Die Belehrungen nehmen jedoch nie Überhand, sodass sich die Faszination für die strukturellen Verstrickungen der Hochfinanz, für die Konsequenzen von Zins- und Zinseszins, rasch auf den Leser überträgt. Was anderswo allenfalls Stoff für die stirnrunzelnde Leitartikel-Rhetorik lieferte, wird hier zum Kern eines ebenso spannenden wie klugen Plots, der unaufgeregt in Szene gesetzt wird. Gerade noch rechtzeitig, wenn der Leser den Fortgang des Geschehens zu ahnen meint, gelingt Haslett eine überraschende Wende.

Allerdings fehlt es ihm zuweilen an ironischer Raffinesse. Will man tiefer eintauchen in die Absurditäten des papierenen Zahlungsverkehrs, wäre eher ein erneuter Blick in William Gaddis‘ Meisterwerk „JR“ von 1975 empfehlenswert. Haslett hingegen, der wie Franzen einer Generation von Autoren angehört, die auf die obsolet geglaubte Kraft der traditionellen Erzählweisen und des breit angelegten Panoramas setzt, ist an postmodernen Finten und bösartigen Sottisen nicht gelegen.
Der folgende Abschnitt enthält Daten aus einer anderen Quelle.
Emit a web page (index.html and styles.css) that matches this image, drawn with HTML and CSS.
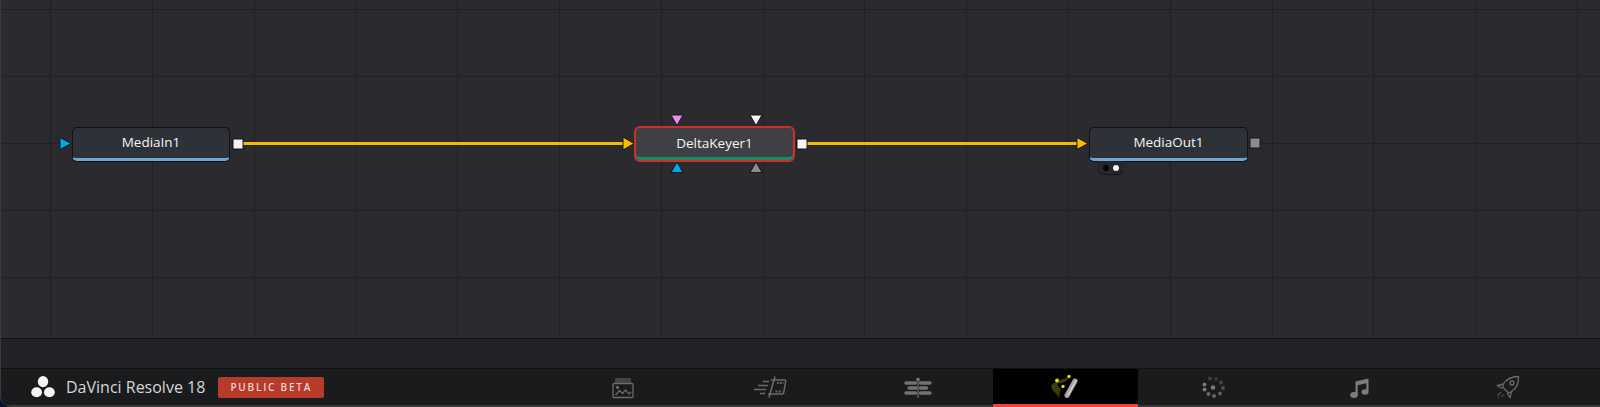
FILE: index.html
```html
<!DOCTYPE html>
<html lang="en">
<head>
  <meta charset="UTF-8" />
  <title>DaVinci Resolve 18 | Fusion</title>
  <link rel="stylesheet" href="styles.css">
</head>
<body>
  <div class="app">

    <!-- Node graph -->
    <div class="canvas">
      <svg class="wires" width="1600" height="338" viewBox="0 0 1600 338">
        <g class="wire">
          <line x1="242" y1="143.5" x2="626" y2="143.5"/>
          <line x1="807" y1="143.5" x2="1080" y2="143.5"/>
        </g>
        <polygon class="port port-blue" points="60,137.500 71,143.500 60,149.500"/>
        <polygon class="port port-yellow" points="623,137 634,143.500 623,150"/>
        <polygon class="port port-yellow" points="1077,137.500 1088,143.500 1077,149.500"/>
        <rect class="port port-white" x="233" y="139" width="10" height="10"/>
        <rect class="port port-white" x="797" y="139" width="10" height="10"/>
        <rect class="port port-gray" x="1250" y="138" width="10" height="10"/>
        <polygon class="port port-pink" points="671,115 683,115 677,125.500"/>
        <polygon class="port port-white" points="750,115 762,115 756,125.500"/>
        <polygon class="port port-blue" points="671,172.500 683,172.500 677,162"/>
        <polygon class="port port-gray" points="750,172.500 762,172.500 756,162"/>
      </svg>

      <div class="node node-media node-in">MediaIn1</div>
      <div class="node node-key">DeltaKeyer1</div>
      <div class="node node-media node-out">MediaOut1</div>
      <div class="view-tab"><span class="dot dot-black"></span><span class="dot dot-white"></span></div>
    </div>

    <div class="strip"></div>

    <!-- Bottom page bar -->
    <div class="pagebar">
      <div class="brand">
        <svg class="logo" width="24" height="24" viewBox="0 0 24 24">
          <ellipse cx="12" cy="6.600" rx="5.200" ry="5.600"/>
          <ellipse cx="5.600" cy="17.200" rx="5.400" ry="5"/>
          <ellipse cx="18.400" cy="17.200" rx="5.400" ry="5"/>
        </svg>
        <span class="brand-name">DaVinci Resolve 18</span>
        <span class="badge">PUBLIC BETA</span>
      </div>

      <div class="tabs">
        <div class="tab">
          <svg width="26" height="24" viewBox="0 0 26 24" class="icon">
            <rect x="5" y="3" width="16" height="5.500" rx="1" class="stack"/>
            <rect x="3" y="8.500" width="20" height="14" rx="1"/>
            <circle cx="7.500" cy="12.500" r="1.400" class="fill"/>
            <path d="M5.500 20l4-4.500 3 3 3-3.500 3.500 4 2-2"/>
          </svg>
        </div>
        <div class="tab">
          <svg width="34" height="24" viewBox="0 0 34 24" class="icon">
            <path d="M10 6.500h6M5 10.500h10M1 14.500h12M7 18.500h5" stroke-width="1.700"/>
            <path d="M18 5h13.500q1.500 0 1.200 1.500l-2 11q-.3 1.500-1.500 1.500H15" stroke-width="1.500"/>
            <path d="M22 1.500l-6 21" stroke-width="1.500"/>
            <path d="M24 8h6.500M22.500 16.500h6.500" stroke-width="1.800" stroke-dasharray="1.800 1.200"/>
          </svg>
        </div>
        <div class="tab">
          <svg width="28" height="24" viewBox="0 0 28 24" class="icon icon-edit">
            <path d="M14 3v20" stroke-width="1.200"/>
            <circle cx="14" cy="4.500" r="1.800" class="fill"/>
            <path d="M2 8h9.500M5 13h7M2 18h9.500M16.500 8h9.500M16.500 13h6M16.500 18h9.500" stroke-width="3.400" stroke-linecap="round"/>
          </svg>
        </div>
        <div class="tab tab-active">
          <svg width="30" height="28" viewBox="0 0 30 28">
            <path d="M1.500 12c-.5 5 3 7 5 9l2.500 4c.5-4 .5-6 2-9-2-2-4-3-3-6 4 1 9-1 11.500-6.500C14 6 8 7 1.500 12z" fill="#3c3c10"/>
            <g fill="#dcdc1e">
              <circle cx="7" cy="7.500" r="1.900"/>
              <circle cx="19" cy="3.500" r="1.700"/>
              <circle cx="13" cy="13.500" r="1.700"/>
            </g>
            <path d="M25 8L17 22.500" stroke="#a4a4a8" stroke-width="5" stroke-linecap="round"/>
            <path d="M26 7.500L18 22" stroke="#d8d8dc" stroke-width="1.200" stroke-linecap="round"/>
          </svg>
        </div>
        <div class="tab">
          <svg width="24" height="24" viewBox="0 0 24 24" class="dots">
            <circle cx="9" cy="3.500" r="1.900" opacity=".4"/>
            <circle cx="15" cy="4" r="1.900" opacity=".3"/>
            <circle cx="20" cy="7.500" r="1.900" opacity=".45"/>
            <circle cx="22" cy="13" r="1.900" opacity=".55"/>
            <circle cx="19" cy="18.500" r="1.900" opacity=".75"/>
            <circle cx="13" cy="21" r="2" opacity=".8"/>
            <circle cx="7.500" cy="19" r="1.900" opacity=".85"/>
            <circle cx="3.500" cy="14.500" r="1.900"/>
            <circle cx="3.500" cy="9.500" r="1.900"/>
            <circle cx="12" cy="12.500" r="2.200"/>
          </svg>
        </div>
        <div class="tab">
          <svg width="24" height="24" viewBox="0 0 24 24" class="note">
            <path d="M7.500 6.500L20.500 3.500V17h-2.200V8.200L9.700 10.200V20H7.500z"/>
            <ellipse cx="6" cy="20" rx="3.800" ry="3"/>
            <ellipse cx="17" cy="17" rx="3.500" ry="2.800"/>
          </svg>
        </div>
        <div class="tab">
          <svg width="26" height="24" viewBox="0 0 26 24" class="icon">
            <path d="M8 9.500C11 4.500 17 1.500 23.500 1.500c.3 6.500-2 12-7 15l-3 1.500-5.500-5.500z"/>
            <circle cx="17" cy="8" r="2"/>
            <path d="M8.500 9l-6 1.500L7 13.500M16.500 16.500L15 22.500l-3-4.500"/>
            <path d="M6 17l-3.500 3.500M3 22.500l1-1M8.500 19.500l-2 2" opacity=".7"/>
          </svg>
        </div>
      </div>
    </div>
  </div>
</body>
</html>
```

FILE: styles.css
```css
/* Basic Reset & Font */
* {
  box-sizing: border-box;
  margin: 0;
  padding: 0;
}

body {
  width: 1600px;
  height: 407px;
  overflow: hidden;
  background: #0c1030;
  font-family: 'Open Sans', sans-serif;
}

.app {
  height: 407px;
  display: flex;
  flex-direction: column;
  background: #222226;
  border-left: 1px solid #3c3c40;
  border-bottom-left-radius: 11px;
  overflow: hidden;
}

/* Node graph with its grid */
.canvas {
  position: relative;
  height: 339px;
  margin-left: -1px;
  background-color: #2a2a2f;
  background-image:
    repeating-linear-gradient(to right, transparent 0, transparent 100.8px, #212125 100.8px, #212125 101.8px),
    repeating-linear-gradient(to bottom, transparent 0, transparent 66.2px, #212125 66.2px, #212125 67.2px);
  background-size: 2000px 600px;
  background-position: -50.8px -57.7px;
  border-bottom: 1px solid #111113;
}

.wires {
  position: absolute;
  left: 0;
  top: 0;
}

.wire line {
  stroke: #f5b900;
  stroke-width: 3;
}

.port {
  stroke: #17171a;
  stroke-width: 1;
}
.port-blue { fill: #00a9ee; }
.port-yellow { fill: #f5bc00; }
.port-white { fill: #f4f4f4; }
.port-gray { fill: #8c8c8c; }
.port-pink { fill: #ee8be8; }

/* Nodes */
.node {
  position: absolute;
  display: flex;
  justify-content: center;
  align-items: center;
  color: #f4f4f4;
  font-size: 13.5px;
  border-radius: 5px;
}

.node-media {
  top: 127px;
  width: 158px;
  height: 34px;
  padding-bottom: 3px;
  background: #2f3138;
  border: 1px solid #121214;
  border-bottom: 3px solid #6ea5d2;
  box-shadow: 0 1px 0 #121214;
}

.node-in { left: 72px; }
.node-out { left: 1089px; width: 159px; }

.node-key {
  left: 634px;
  top: 126px;
  width: 161px;
  height: 36px;
  padding-bottom: 3px;
  background: #3e4045;
  border: 2px solid #cf2f2b;
  border-radius: 6px;
  box-shadow: inset 0 -3px 0 #1c8a5f;
}

.view-tab {
  position: absolute;
  left: 1098px;
  top: 161px;
  width: 25px;
  height: 13px;
  display: flex;
  justify-content: center;
  align-items: center;
  gap: 4px;
  background: #26262a;
  border-radius: 0 0 5px 5px;
  box-shadow: 0 1px 1px #151517;
}

.dot {
  width: 6px;
  height: 6px;
  border-radius: 50%;
}
.dot-black { background: #050505; }
.dot-white { background: #f4f4f4; }

.strip {
  height: 30px;
  background: #222226;
  border-bottom: 1px solid #101012;
}

/* Bottom page bar */
.pagebar {
  flex: 1;
  display: flex;
  justify-content: space-between;
  padding-right: 18.5px;
  background: #1a1b1d;
  border-bottom: 2px solid #38383b;
}

.brand {
  display: flex;
  align-items: center;
  padding-left: 30px;
}

.logo {
  fill: #f6f6f6;
}

.brand-name {
  margin-left: 11px;
  color: #d6d6d6;
  font-size: 16px;
}

.badge {
  margin-left: 13px;
  width: 106px;
  height: 21px;
  display: flex;
  justify-content: center;
  align-items: center;
  background: #b83a2a;
  border-radius: 2px;
  color: #ecd6d0;
  font-size: 10px;
  font-weight: 600;
  letter-spacing: 1.8px;
}

.tabs {
  display: flex;
}

.tab {
  width: 147.5px;
  display: flex;
  justify-content: center;
  align-items: center;
  margin-bottom: -2px;
  padding-bottom: 2px;
}

.tab-active {
  width: 145.5px;
  margin-left: 1px;
  margin-right: 1px;
  background: #000;
  border-bottom: 3px solid #ee4338;
  padding-bottom: 0;
}

/* Page icons */
.icon {
  fill: none;
  stroke: #6a6a6c;
  stroke-width: 1.3;
}
.icon .fill {
  fill: #7a7a7c;
  stroke: none;
}
.icon .stack {
  fill: #454547;
  stroke: none;
}
.icon-edit {
  stroke: #727274;
}
.dots {
  fill: #7a7a7c;
}
.note {
  fill: #7c7c7e;
}
```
Er meint es ernst mit dem moralischen Aspekt der Literatur, die freilich selbst ohne allzu offensichtliche Urteile auskommt. „Union Atlantic“ verlangt also nach Lesern, die eine durchsichtige Romanarchitektur der metafiktionalen, mehrfach gebrochenen Erzählweise von Thomas Pynchon und Konsorten vorziehen. Womöglich ist auch dieser Ansatz Hasletts Thema geschuldet: Wenn Banken schon nicht mehr zu trauen ist, muss man nicht auch noch die eigene Kundschaft verunsichern.